Grimsvötn, together with Mardarbunga and Kverkfjöll, lie beneath the vast Vatnajökull icecap in east-central Iceland. Due to its subglacial setting and remoteness, the geology of Grimsvötn is poorly known. The volcano has a composite central caldera, of which the southern rim is the only exposed part of the volcano. Only basaltic material is known to have erupted from Grimsvötn. A large geothermal area in the caldera, with an estimated heat output of 5000 megawatts , continually supplies meltwater to an ice-covered caldera lake. Approximately every 4-10 years the accumulated water is released in glacial outburst floods (jökulhlaups) when the water level is high enough to lift its ice dam.

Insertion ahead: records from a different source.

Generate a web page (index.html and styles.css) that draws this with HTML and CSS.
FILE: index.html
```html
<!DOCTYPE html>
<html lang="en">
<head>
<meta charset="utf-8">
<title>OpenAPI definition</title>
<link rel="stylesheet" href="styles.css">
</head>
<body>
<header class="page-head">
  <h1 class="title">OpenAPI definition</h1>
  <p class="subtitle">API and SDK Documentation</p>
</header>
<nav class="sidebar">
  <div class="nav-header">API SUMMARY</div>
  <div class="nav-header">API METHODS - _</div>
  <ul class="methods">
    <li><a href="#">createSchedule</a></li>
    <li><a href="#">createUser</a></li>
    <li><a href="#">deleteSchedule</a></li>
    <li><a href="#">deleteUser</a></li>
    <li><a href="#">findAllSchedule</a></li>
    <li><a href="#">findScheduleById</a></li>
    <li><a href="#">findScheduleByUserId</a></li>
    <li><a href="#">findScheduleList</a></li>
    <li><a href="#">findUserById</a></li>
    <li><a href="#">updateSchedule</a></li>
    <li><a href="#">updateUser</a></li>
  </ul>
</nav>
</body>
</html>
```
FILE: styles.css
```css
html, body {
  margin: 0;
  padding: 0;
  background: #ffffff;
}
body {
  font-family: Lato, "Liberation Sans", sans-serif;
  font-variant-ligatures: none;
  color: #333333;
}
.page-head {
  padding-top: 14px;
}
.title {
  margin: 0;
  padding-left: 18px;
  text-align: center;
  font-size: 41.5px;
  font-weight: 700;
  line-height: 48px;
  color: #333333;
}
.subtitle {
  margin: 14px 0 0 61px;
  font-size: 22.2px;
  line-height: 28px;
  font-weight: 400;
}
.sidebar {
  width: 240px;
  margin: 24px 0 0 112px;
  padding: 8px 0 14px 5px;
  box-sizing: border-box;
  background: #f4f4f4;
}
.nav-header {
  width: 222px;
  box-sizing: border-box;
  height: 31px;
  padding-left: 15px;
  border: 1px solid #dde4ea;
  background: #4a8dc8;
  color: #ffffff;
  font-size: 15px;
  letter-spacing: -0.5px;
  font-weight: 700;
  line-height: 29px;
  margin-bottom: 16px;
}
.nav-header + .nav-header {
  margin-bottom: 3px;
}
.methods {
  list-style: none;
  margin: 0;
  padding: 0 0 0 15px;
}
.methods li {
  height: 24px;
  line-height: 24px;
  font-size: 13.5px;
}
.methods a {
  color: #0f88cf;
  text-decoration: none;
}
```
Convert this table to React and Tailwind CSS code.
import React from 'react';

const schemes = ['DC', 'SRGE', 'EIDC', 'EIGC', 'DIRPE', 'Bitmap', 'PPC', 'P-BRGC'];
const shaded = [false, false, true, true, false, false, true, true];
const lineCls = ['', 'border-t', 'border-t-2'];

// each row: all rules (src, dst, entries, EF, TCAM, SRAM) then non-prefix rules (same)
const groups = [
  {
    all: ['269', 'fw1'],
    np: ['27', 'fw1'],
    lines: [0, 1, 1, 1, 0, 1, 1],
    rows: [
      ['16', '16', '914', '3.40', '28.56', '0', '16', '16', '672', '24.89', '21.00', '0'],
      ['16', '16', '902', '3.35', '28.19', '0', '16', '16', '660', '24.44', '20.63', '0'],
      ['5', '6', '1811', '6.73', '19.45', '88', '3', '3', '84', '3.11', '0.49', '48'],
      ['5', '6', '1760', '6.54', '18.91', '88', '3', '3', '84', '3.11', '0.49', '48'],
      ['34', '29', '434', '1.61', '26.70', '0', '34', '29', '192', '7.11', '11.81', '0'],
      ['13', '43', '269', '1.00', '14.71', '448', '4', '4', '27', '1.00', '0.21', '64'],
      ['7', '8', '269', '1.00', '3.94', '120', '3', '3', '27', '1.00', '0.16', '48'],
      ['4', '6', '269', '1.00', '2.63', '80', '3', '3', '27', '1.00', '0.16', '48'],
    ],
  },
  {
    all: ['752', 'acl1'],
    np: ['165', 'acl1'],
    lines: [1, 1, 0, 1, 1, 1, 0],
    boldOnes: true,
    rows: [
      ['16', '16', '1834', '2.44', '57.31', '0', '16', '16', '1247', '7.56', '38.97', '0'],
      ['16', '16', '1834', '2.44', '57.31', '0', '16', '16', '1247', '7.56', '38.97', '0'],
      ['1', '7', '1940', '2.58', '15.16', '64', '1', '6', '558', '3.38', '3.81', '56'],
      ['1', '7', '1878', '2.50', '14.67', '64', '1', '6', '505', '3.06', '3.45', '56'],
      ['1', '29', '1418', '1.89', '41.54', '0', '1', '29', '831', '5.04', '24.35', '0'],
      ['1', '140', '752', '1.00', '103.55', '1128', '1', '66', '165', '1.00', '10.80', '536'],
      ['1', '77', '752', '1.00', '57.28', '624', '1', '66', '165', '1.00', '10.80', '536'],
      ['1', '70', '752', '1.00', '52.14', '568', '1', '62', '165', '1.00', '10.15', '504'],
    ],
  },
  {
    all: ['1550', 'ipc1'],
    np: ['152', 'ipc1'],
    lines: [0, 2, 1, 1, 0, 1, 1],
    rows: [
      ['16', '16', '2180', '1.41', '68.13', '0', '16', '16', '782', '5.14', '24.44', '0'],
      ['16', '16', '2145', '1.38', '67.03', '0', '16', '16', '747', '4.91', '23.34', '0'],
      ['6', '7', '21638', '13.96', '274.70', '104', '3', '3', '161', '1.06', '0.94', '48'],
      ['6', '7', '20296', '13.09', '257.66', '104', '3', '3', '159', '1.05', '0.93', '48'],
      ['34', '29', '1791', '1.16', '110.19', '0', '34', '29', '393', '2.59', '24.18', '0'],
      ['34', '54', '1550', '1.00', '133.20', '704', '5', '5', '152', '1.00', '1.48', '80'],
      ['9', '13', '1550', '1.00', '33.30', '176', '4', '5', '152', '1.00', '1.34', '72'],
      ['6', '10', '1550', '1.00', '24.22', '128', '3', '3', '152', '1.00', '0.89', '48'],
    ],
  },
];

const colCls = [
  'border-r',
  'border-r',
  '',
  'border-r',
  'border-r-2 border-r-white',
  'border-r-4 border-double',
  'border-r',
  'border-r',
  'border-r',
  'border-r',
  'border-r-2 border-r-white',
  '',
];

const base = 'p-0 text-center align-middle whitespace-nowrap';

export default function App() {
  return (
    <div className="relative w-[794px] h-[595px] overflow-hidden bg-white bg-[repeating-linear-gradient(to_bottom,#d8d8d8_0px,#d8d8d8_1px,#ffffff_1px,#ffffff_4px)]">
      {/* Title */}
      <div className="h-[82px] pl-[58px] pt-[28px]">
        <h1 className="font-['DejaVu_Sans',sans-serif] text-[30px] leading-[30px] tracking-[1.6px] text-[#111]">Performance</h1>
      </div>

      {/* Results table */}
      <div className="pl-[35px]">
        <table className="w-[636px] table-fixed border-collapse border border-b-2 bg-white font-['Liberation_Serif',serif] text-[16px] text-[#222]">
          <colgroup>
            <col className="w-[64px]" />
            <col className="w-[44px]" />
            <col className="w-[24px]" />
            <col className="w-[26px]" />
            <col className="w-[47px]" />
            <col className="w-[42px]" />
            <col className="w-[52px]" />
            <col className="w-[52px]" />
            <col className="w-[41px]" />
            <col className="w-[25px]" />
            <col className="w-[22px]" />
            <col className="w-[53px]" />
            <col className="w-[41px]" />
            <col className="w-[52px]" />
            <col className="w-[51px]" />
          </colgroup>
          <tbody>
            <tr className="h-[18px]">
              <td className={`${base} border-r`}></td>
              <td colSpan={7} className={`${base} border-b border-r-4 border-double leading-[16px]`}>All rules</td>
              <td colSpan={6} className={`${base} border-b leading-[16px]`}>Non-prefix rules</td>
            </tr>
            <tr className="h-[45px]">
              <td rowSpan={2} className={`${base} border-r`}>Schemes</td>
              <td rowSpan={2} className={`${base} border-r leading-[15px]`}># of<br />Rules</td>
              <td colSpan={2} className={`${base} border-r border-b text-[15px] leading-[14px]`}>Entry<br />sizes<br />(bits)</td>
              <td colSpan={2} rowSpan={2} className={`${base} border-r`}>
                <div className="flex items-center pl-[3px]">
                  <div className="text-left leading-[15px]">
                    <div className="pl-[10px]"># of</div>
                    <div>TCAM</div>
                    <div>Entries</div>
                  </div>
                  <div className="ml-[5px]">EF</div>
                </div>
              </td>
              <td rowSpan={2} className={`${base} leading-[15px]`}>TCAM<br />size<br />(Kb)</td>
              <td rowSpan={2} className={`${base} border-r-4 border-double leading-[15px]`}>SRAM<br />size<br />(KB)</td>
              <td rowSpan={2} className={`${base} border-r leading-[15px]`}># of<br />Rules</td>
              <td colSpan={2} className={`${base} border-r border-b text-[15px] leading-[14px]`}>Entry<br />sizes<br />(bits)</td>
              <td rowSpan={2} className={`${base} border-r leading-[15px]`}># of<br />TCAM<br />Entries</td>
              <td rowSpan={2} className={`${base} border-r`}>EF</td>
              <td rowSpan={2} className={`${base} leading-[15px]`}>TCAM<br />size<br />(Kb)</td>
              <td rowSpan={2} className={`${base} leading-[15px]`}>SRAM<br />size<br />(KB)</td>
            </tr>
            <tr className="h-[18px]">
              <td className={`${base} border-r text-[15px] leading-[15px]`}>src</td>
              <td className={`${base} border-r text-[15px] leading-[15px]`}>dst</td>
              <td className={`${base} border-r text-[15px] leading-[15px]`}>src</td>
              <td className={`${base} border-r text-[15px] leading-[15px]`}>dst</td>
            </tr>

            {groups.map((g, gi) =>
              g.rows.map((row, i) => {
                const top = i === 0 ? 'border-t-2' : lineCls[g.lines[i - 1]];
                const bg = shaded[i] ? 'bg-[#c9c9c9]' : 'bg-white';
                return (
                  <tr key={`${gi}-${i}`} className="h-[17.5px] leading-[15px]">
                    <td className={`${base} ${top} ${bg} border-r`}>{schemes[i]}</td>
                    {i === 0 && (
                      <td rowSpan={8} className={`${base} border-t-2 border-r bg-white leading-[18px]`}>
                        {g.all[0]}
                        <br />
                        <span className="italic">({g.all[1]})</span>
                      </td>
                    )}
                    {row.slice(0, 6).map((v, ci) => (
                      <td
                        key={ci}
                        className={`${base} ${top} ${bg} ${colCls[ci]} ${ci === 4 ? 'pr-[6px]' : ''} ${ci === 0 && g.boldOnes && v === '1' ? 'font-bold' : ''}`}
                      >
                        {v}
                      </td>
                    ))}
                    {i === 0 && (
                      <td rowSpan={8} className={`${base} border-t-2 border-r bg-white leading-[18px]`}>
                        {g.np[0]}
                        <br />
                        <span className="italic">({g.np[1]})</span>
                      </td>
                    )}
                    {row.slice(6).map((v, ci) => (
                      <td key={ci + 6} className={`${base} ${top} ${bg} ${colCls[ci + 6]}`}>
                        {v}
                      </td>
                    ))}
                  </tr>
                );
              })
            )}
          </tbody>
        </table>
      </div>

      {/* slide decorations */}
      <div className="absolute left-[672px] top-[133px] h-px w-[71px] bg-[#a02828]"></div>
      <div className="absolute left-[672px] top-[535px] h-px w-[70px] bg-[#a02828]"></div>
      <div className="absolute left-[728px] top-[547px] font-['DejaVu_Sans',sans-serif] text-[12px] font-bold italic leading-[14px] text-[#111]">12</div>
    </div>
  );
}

Some jökulhlaups are associated with eruptions. In some instances it can be argued that the extra meltwater generated by a subglacial eruption triggered the draining of the caldera lake (for example, during the 1938 eruption). In other cases the sudden pressure release associated with draining may trigger an eruption. [Source: Newhall and Dzurisin, 1988, Historical Unrest at Large Calderas of the World: U.S. Geological Survey Bulletin 1855]

Glacial Bursts at Vatnajökull Glacier in Iceland

20120529-Glacial burst Hubbard_Glacier_August_14.2002.jpg
jökulhlaup at Hubbard Glacier in 2002
Glacial floods called jökulhlaup occur at Vatnajökull glacier from time to time as geothermal heat causes ice to melt and fill a lake inside a volcanic crater until it reaches a certain level and produces a flood. The debris and water released by these floods washes out roads and covers the coastal plains with boulders. Large floods cut off the south coast of Iceland from the rest of the country. [Source: Samuel W. Matthews, National Geographic, January 1987]

Thirteen glacial burst have occurred in the Grímsvötn region between 1955 and 1978. A catastrophic burst produced by Katla in 1918 released more water into the sea in a few days than the Amazon carries in a year.

"Vatna bursts about every two years, with a bad one every five years. " Icelandic glacier specialists Helgi Björnsson told National Geographic. "In between geothermal heat builds up a big pool or reservoir of meltwater, as much as a thousand feet deep. A ridge or rock holds it in, until suddenly it breaks open a channel under the ice, sometimes 30 miles long." In the future scientists are talking about building a tunnel after a glacial burst to drawn the water so it doesn't build up catastrophic proportions again."

In the fall of 1996, a volcano erupted underneath Vatnajökull glacier, an icecap that covers about 10 percent of Iceland's land mass. A 600-foot-deep chasm was melted through the glacier by heat, releasing ash and steam that billowed out of the chasm for two weeks. [Source: National Geographic, May 1997]

The eruption, one of the largest in Iceland this century, occurred along fissure located between major volcanoes — Grimsvötn and Bärdarbunga — after a series of foretelling earthquakes ripped open the earth that separated the ice from molten magma. Billions of gallons of meltwater was generated by the heat and a column of ash and steam rose six miles in the sky.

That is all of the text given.